• **JOB**: Return every line of the data below that includes the string "React".

═══ INFORMATION SUPPLIED

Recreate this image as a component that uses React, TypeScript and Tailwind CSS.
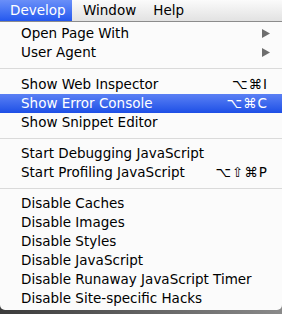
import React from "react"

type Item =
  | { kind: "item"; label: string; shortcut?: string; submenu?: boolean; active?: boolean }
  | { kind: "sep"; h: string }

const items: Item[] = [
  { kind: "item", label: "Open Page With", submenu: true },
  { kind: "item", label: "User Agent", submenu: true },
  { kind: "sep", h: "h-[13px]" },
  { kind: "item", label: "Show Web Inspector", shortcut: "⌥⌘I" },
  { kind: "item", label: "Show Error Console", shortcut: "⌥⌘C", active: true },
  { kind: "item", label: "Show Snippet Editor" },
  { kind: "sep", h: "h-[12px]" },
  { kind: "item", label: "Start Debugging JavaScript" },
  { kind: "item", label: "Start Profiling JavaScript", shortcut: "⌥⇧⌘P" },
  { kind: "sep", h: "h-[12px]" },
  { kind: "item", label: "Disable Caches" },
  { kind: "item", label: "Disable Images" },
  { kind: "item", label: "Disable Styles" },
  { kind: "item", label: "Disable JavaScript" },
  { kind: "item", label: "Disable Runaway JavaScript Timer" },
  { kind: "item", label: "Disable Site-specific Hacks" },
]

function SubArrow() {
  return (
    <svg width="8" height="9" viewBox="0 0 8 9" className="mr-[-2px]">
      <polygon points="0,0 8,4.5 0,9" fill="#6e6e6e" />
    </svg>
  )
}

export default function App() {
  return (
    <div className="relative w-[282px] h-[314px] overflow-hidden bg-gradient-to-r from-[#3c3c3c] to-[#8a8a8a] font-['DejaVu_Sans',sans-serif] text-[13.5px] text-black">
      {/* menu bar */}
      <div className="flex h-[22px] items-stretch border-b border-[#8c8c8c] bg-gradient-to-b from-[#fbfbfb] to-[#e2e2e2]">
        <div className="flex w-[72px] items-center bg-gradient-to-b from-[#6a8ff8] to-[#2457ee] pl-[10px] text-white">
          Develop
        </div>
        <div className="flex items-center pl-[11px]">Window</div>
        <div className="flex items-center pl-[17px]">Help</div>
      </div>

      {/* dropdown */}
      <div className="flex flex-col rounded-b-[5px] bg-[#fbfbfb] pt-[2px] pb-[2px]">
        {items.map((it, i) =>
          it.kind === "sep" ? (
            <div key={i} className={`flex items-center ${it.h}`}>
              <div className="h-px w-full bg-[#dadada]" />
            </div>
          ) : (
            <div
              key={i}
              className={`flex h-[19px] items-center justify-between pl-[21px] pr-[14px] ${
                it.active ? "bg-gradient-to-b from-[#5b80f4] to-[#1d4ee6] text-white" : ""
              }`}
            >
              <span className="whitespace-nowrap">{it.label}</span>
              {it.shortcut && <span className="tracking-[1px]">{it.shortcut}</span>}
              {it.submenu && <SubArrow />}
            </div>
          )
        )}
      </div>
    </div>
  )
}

══════

• **SOLUTION TO THIS PROBLEM**:
Recreate this image as a component that uses React, TypeScript and Tailwind CSS.
import React from "react"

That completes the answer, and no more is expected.